Myth 4: The primary benefit is just the tax savings on your contributions
It is remarkably easy to underestimate the scale of tax-free compound interest. Many people think the advantage of a Roth IRA is just the tax they saved on their deposits. The real power is shielding decades of exponential growth from the IRS.
Take a 30-year-old planning to retire at 65. They currently have $10,000 in a Roth IRA and plan to contribute the maximum $7,000 per year. Assuming a 7% annual return, that account will grow for 35 years.
At age 65, the tax-free Roth balance sits at approximately $1.54 million.
If they used a traditional IRA instead, the pre-tax balance would also be $1.54 million. But if they face a 25% tax rate in retirement, their after-tax value drops to roughly $1.16 million.
The Roth advantage here is about $385,000. Over 35 years, the investor contributed $245,000 in new money. The $385,000 tax advantage dwarfs the actual contributions. It is generated entirely by protecting the investment returns from taxation. The longer your time horizon, the wider this gap gets. You can check your own scenarios using a compound interest calculator.
Myth 5: High earners cannot access a Roth IRA
It is true that direct Roth IRA contributions phase out above certain income thresholds. The IRS sets a modified adjusted gross income (MAGI) limit—a calculation of your total income minus specific deductions—and if you earn above it, you cannot make a standard contribution.
But that does not mean high earners are locked out.
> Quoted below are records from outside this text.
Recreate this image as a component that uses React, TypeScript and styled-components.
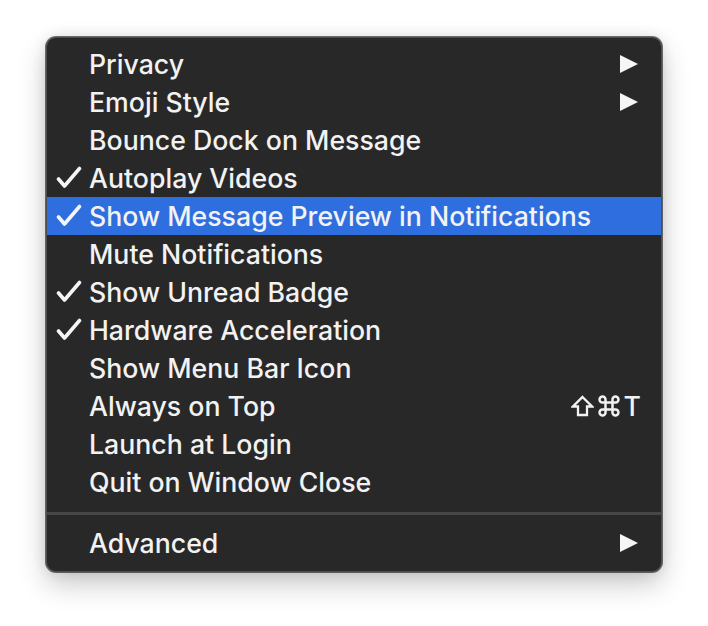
import React from "react";
import styled, { createGlobalStyle } from "styled-components";

const Global = createGlobalStyle`
  html, body { margin: 0; padding: 0; background: #ffffff; }
  body { font-family: Inter, "Noto Sans", "Liberation Sans", sans-serif; }
`;

const Page = styled.div`
  width: 708px;
  height: 626px;
  padding: 37px 0 0 46px;
  box-sizing: border-box;
`;

const Menu = styled.div`
  width: 616px;
  box-sizing: border-box;
  background: #282828;
  border-radius: 10px;
  border: 1px solid #4d4d4d;
  box-shadow: 0 0 0 1px rgba(0, 0, 0, 0.55), 0 12px 28px rgba(0, 0, 0, 0.22),
    0 0 14px rgba(0, 0, 0, 0.1);
  padding: 7px 0 9px;
  display: flex;
  flex-direction: column;
`;

const Row = styled.div<{ $active?: boolean }>`
  height: 38px;
  display: grid;
  grid-template-columns: 42px 1fr auto;
  align-items: center;
  padding-right: 23px;
  background: ${(p) => (p.$active ? "#2f6edf" : "transparent")};
  color: #f2f2f2;
  font-size: 26.7px;
  font-weight: 500;
`;

const CheckCell = styled.span`
  display: flex;
  align-items: center;
  padding-left: 9px;
  height: 100%;
`;

const Label = styled.span`
  white-space: nowrap;
  line-height: 1;
`;

const Arrow = styled.span`
  width: 0;
  height: 0;
  border-top: 9.5px solid transparent;
  border-bottom: 9.5px solid transparent;
  border-left: 18px solid #f5f5f5;
`;

const Shortcut = styled.span`
  display: flex;
  align-items: center;
  gap: 4px;
  margin-right: -3px;
  line-height: 1;
`;

const Separator = styled.div`
  height: 3px;
  background: #474747;
  margin: 11px 0 9px;
`;

type Item = {
  label: string;
  checked?: boolean;
  submenu?: boolean;
  active?: boolean;
  shortcut?: boolean;
};

const items: Item[] = [
  { label: "Privacy", submenu: true },
  { label: "Emoji Style", submenu: true },
  { label: "Bounce Dock on Message" },
  { label: "Autoplay Videos", checked: true },
  { label: "Show Message Preview in Notifications", checked: true, active: true },
  { label: "Mute Notifications" },
  { label: "Show Unread Badge", checked: true },
  { label: "Hardware Acceleration", checked: true },
  { label: "Show Menu Bar Icon" },
  { label: "Always on Top", shortcut: true },
  { label: "Launch at Login" },
  { label: "Quit on Window Close" },
];

const CheckIcon = () => (
  <svg width="26" height="24" viewBox="0 0 26 24">
    <path
      d="M2.5 13 L8.5 20 L23.5 2.5"
      fill="none"
      stroke="#f5f5f5"
      strokeWidth="3.6"
      strokeLinecap="round"
      strokeLinejoin="round"
    />
  </svg>
);

const ShiftIcon = () => (
  <svg width="23" height="22" viewBox="0 0 23 22">
    <path
      d="M11.5 2 L21 11.5 H16 V20 H7 V11.5 H2 Z"
      fill="none"
      stroke="#f2f2f2"
      strokeWidth="2.3"
      strokeLinejoin="miter"
    />
  </svg>
);

const CmdIcon = () => (
  <svg width="22" height="22" viewBox="0 0 22 22">
    <path
      d="M7.5 7.5 H14.5 V14.5 H7.5 Z M7.5 7.5 V5 A3 3 0 1 0 4.5 7.5 H7.5 M14.5 7.5 V5 A3 3 0 1 1 17.5 7.5 H14.5 M14.5 14.5 V17 A3 3 0 1 0 17.5 14.5 H14.5 M7.5 14.5 V17 A3 3 0 1 1 4.5 14.5 H7.5"
      fill="none"
      stroke="#f2f2f2"
      strokeWidth="2.5"
    />
  </svg>
);

const MenuRow = ({ item }: { item: Item }) => (
  <Row $active={item.active}>
    <CheckCell>{item.checked ? <CheckIcon /> : null}</CheckCell>
    <Label>{item.label}</Label>
    {item.submenu ? (
      <Arrow />
    ) : item.shortcut ? (
      <Shortcut>
        <ShiftIcon />
        <CmdIcon />
        <span>T</span>
      </Shortcut>
    ) : (
      <span />
    )}
  </Row>
);

export default function App() {
  return (
    <>
      <Global />
      <Page>
        <Menu>
          {items.map((it) => (
            <MenuRow key={it.label} item={it} />
          ))}
          <Separator />
          <MenuRow item={{ label: "Advanced", submenu: true }} />
        </Menu>
      </Page>
    </>
  );
}
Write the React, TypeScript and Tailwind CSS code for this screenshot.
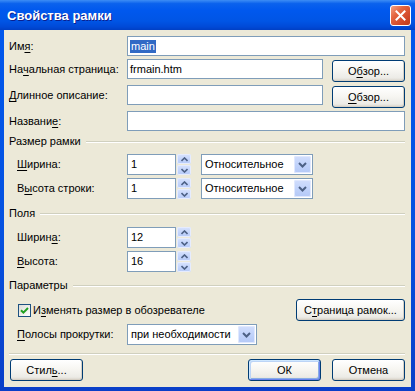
import React from "react";

const U = ({ children }: { children: React.ReactNode }) => (
  <span className="underline underline-offset-[2px] decoration-[1px]">{children}</span>
);

function XPButton({
  children,
  className,
  def,
}: {
  children: React.ReactNode;
  className: string;
  def?: boolean;
}) {
  return (
    <div
      className={
        "h-[22px] shrink-0 rounded-[3px] border border-[#003c74] bg-[linear-gradient(180deg,#ffffff_0%,#f7f6f2_45%,#ecebe6_85%,#d8d2c7_100%)] flex items-center justify-center " +
        (def
          ? "shadow-[inset_1px_1px_0_#cee7ff,inset_-1px_-1px_0_#6982ee,inset_2px_2px_0_#bcd4f6,inset_-2px_-2px_0_#89ade4] "
          : "shadow-[inset_-1px_-1px_0_#d6d0c5] ") +
        className
      }
    >
      {children}
    </div>
  );
}

function Input({ className, children }: { className: string; children?: React.ReactNode }) {
  return (
    <div
      className={
        "h-[20px] shrink-0 border border-[#7f9db9] bg-white flex items-center pl-[2px] leading-[13px] " + className
      }
    >
      {children}
    </div>
  );
}

function Header({ children, mt }: { children: React.ReactNode; mt: string }) {
  return (
    <div className={"h-[13px] flex items-center " + mt}>
      <span className="leading-[13px]">{children}</span>
      <div className="flex-1 ml-[5px] flex flex-col">
        <div className="h-px bg-[#d0d0bf]" />
        <div className="h-px bg-white" />
      </div>
    </div>
  );
}

function Chevron() {
  return (
    <svg width="9" height="6" viewBox="0 0 9 6">
      <path d="M1 1 L4.5 4.5 L8 1" fill="none" stroke="#4d6185" strokeWidth="2" />
    </svg>
  );
}

function Dropdown({ text, className }: { text: string; className: string }) {
  return (
    <div
      className={
        "h-[21px] shrink-0 border border-[#7f9db9] bg-white flex items-center pl-[3px] pr-[1px] " + className
      }
    >
      <span className="flex-1 leading-[13px]">{text}</span>
      <div className="w-[17px] h-[17px] rounded-[2px] bg-[linear-gradient(180deg,#d2defc_0%,#c1d3fb_50%,#b4c8f6_100%)] shadow-[inset_0_0_0_1px_#e0e8fe] flex items-center justify-center">
        <Chevron />
      </div>
    </div>
  );
}

function Spin({ value }: { value: string }) {
  return (
    <div className="flex h-[21px] shrink-0">
      <div className="w-[49px] h-[21px] border border-[#7f9db9] bg-white flex items-center pl-[3px] leading-[13px]">
        {value}
      </div>
      <div className="ml-px w-[14px] h-[21px] flex flex-col gap-px">
        <div className="flex-1 rounded-[2px] bg-[linear-gradient(180deg,#d8e3fd_0%,#c1d3fb_60%,#b6caf7_100%)] shadow-[inset_0_0_0_1px_#e6ecfe] flex items-center justify-center">
          <svg width="7" height="5" viewBox="0 0 7 5">
            <path d="M0.5 4 L3.5 1 L6.5 4" fill="none" stroke="#4d6185" strokeWidth="1.6" />
          </svg>
        </div>
        <div className="flex-1 rounded-[2px] bg-[linear-gradient(180deg,#d8e3fd_0%,#c1d3fb_60%,#b6caf7_100%)] shadow-[inset_0_0_0_1px_#e6ecfe] flex items-center justify-center">
          <svg width="7" height="5" viewBox="0 0 7 5">
            <path d="M0.5 1 L3.5 4 L6.5 1" fill="none" stroke="#4d6185" strokeWidth="1.6" />
          </svg>
        </div>
      </div>
    </div>
  );
}

export default function App() {
  return (
    <div className="w-[415px] h-[391px] flex flex-col bg-[linear-gradient(180deg,#0058ee_0%,#0652e0_60%,#0a3fc8_100%)] font-['Liberation_Sans',Arial,sans-serif] text-[11px] text-black overflow-hidden">
      {/* Title bar */}
      <div className="h-[30px] shrink-0 flex items-start bg-[linear-gradient(180deg,#3d8df5_0%,#0b62ed_12%,#0058ee_35%,#0055e5_70%,#0049d6_90%,#003fc4_100%)]">
        <span className="ml-[7px] mt-[8px] flex-1 text-white font-bold text-[13px] leading-[15px] [text-shadow:1px_1px_0_#0a1f8f]">
          Свойства рамки
        </span>
        <div className="mt-[5px] mr-[4px] w-[21px] h-[21px] rounded-[3px] border border-white bg-[linear-gradient(135deg,#f3a184_0%,#e4653f_35%,#d2492a_70%,#c03b1a_100%)] flex items-center justify-center">
          <svg width="11" height="11" viewBox="0 0 11 11">
            <path d="M1.5 1.5 L9.5 9.5 M9.5 1.5 L1.5 9.5" stroke="#ffffff" strokeWidth="2" strokeLinecap="square" />
          </svg>
        </div>
      </div>

      {/* Client */}
      <div className="flex-1 mx-[4px] mb-[4px] bg-[#ece9d8] flex flex-col pl-[5px] pr-[6px]">
        {/* Имя */}
        <div className="mt-[6px] h-[20px] flex">
          <div className="w-[118px] shrink-0 flex items-center">
            Им<U>я</U>:
          </div>
          <Input className="flex-1">
            <span className="bg-[#316ac5] text-white pl-px pr-px leading-[13px]">main</span>
          </Input>
        </div>

        {/* Начальная страница */}
        <div className="mt-[3px] h-[23px] flex items-start">
          <div className="w-[118px] h-[20px] shrink-0 flex items-center">
            На<U>ч</U>альная страница:
          </div>
          <Input className="w-[196px]">frmain.htm</Input>
          <XPButton className="ml-[9px] mt-px w-[73px]">
            О<U>б</U>зор...
          </XPButton>
        </div>

        {/* Длинное описание */}
        <div className="mt-[3px] h-[23px] flex items-start">
          <div className="w-[118px] h-[20px] shrink-0 flex items-center">
            <U>Д</U>линное описание:
          </div>
          <Input className="w-[196px]" />
          <XPButton className="ml-[9px] mt-px w-[73px]">
            <U>О</U>бзор...
          </XPButton>
        </div>

        {/* Название */}
        <div className="mt-[3px] h-[20px] flex">
          <div className="w-[118px] shrink-0 flex items-center">
            Названи<U>е</U>:
          </div>
          <Input className="flex-1" />
        </div>

        <Header mt="mt-[4px]">Размер рамки</Header>

        <div className="mt-[6px] h-[21px] flex items-center">
          <div className="w-[118px] shrink-0 pl-[8px]">
            <U>Ш</U>ирина:
          </div>
          <Spin value="1" />
          <Dropdown className="ml-[10px] w-[112px]" text="Относительное" />
        </div>

        <div className="mt-[3px] h-[21px] flex items-center">
          <div className="w-[118px] shrink-0 pl-[8px]">
            В<U>ы</U>сота строки:
          </div>
          <Spin value="1" />
          <Dropdown className="ml-[10px] w-[112px]" text="Относительное" />
        </div>

        <Header mt="mt-[8px]">Поля</Header>

        <div className="mt-[7px] h-[21px] flex items-center">
          <div className="w-[118px] shrink-0 pl-[8px]">
            Ширин<U>а</U>:
          </div>
          <Spin value="12" />
        </div>

        <div className="mt-[3px] h-[21px] flex items-center">
          <div className="w-[118px] shrink-0 pl-[8px]">
            <U>В</U>ысота:
          </div>
          <Spin value="16" />
        </div>

        <Header mt="mt-[7px]">Параметры</Header>

        <div className="mt-[7px] h-[22px] flex items-center">
          <div className="ml-[9px] w-[13px] h-[13px] border border-[#1c5180] bg-[linear-gradient(135deg,#dcdcd7_0%,#f2f2ee_60%,#ffffff_100%)] flex items-center justify-center">
            <svg width="9" height="9" viewBox="0 0 9 9">
              <path d="M1 4.2 L3.4 6.6 L8 2" fill="none" stroke="#21a121" strokeWidth="2" />
            </svg>
          </div>
          <span className="ml-[2px]">
            И<U>з</U>менять размер в обозревателе
          </span>
          <XPButton className="ml-auto w-[109px]">
            С<U>т</U>раница рамок...
          </XPButton>
        </div>

        <div className="mt-[3px] h-[21px] flex items-center">
          <div className="w-[118px] shrink-0 pl-[8px]">
            <U>П</U>олосы прокрутки:
          </div>
          <Dropdown className="w-[130px]" text="при необходимости" />
        </div>

        <div className="mt-[8px] flex flex-col">
          <div className="h-px bg-[#d0d0bf]" />
          <div className="h-px bg-white" />
        </div>

        <div className="mt-[4px] h-[22px] flex items-center">
          <XPButton className="ml-px w-[73px]">
            Стил<U>ь</U>...
          </XPButton>
          <div className="flex-1" />
          <XPButton def className="w-[73px]">
            ОК
          </XPButton>
          <XPButton className="ml-[11px] w-[73px]">Отмена</XPButton>
        </div>
      </div>
    </div>
  );
}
The rules only restrict direct deposits. Anyone, regardless of their paycheck, can contribute after-tax money to a traditional IRA and then convert it to a Roth IRA. This is commonly known as a backdoor Roth. While you should talk to a tax professional to handle the specific paperwork, this conversion is a standard, legal strategy that bypasses the income limits and lets high earners build a tax-free retirement bucket.